Introduction
Apache Kafka serves as a foundational tool in distributed systems for managing high-volume data flows with efficiency and reliability. Its architecture, centered on durable logs, partitioned topics, and scalable brokers, enables it to support two primary paradigms: event streaming, where continuous data events are processed in real time, and data pipelines, where data is ingested, transformed, and routed between disparate systems. Event streaming focuses on handling unbounded sequences of events (e.g., user interactions or sensor readings) to enable immediate insights or actions, while data pipelines emphasize structured data movement, often integrating with databases or analytics platforms. This analysis examines these use cases in detail, highlighting mechanisms, performance considerations, advantages, limitations, and strategic implications. It incorporates prior concepts such as the CAP Theorem (prioritizing availability and partition tolerance with eventual consistency), consistent hashing (for partition assignment), idempotency (for reliable message processing), heartbeats (for broker liveness), failure handling (e.g., replication), checksums (for data integrity), Change Data Capture (CDC) (for database integration), load balancing (for consumer groups), quorum consensus (in KRaft for metadata), multi-region deployments (for global scalability), and capacity planning (for resource estimation).
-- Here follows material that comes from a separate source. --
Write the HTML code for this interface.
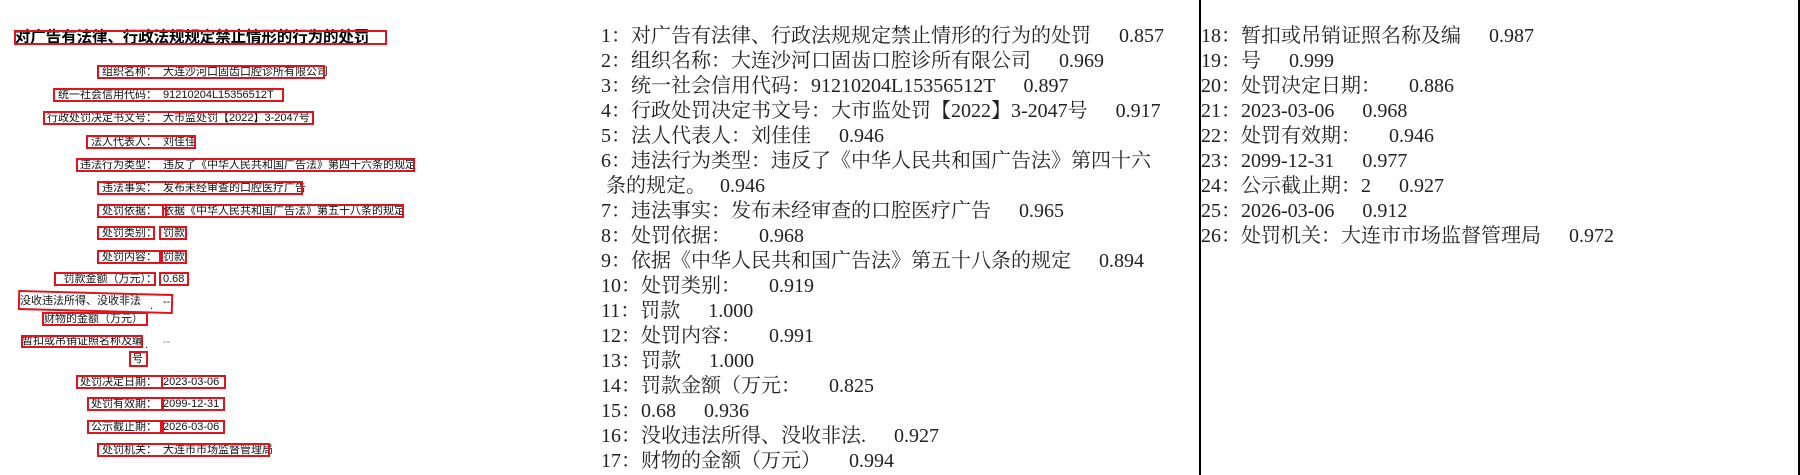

The discussion provides a structured framework for system design professionals, emphasizing how Kafka’s features align with real-time requirements while addressing trade-offs in scalability, consistency, and cost.
Kafka in Event Streaming
Context and Mechanism
Event streaming involves the continuous ingestion, processing, and output of data events in real time, such as clicks, logs, or metrics, to support applications requiring immediate responsiveness. Kafka’s log-based design treats events as immutable appends to partitioned topics, enabling producers to publish at high rates while consumers process them asynchronously. Partitions allow parallel consumption, and replication ensures durability across brokers.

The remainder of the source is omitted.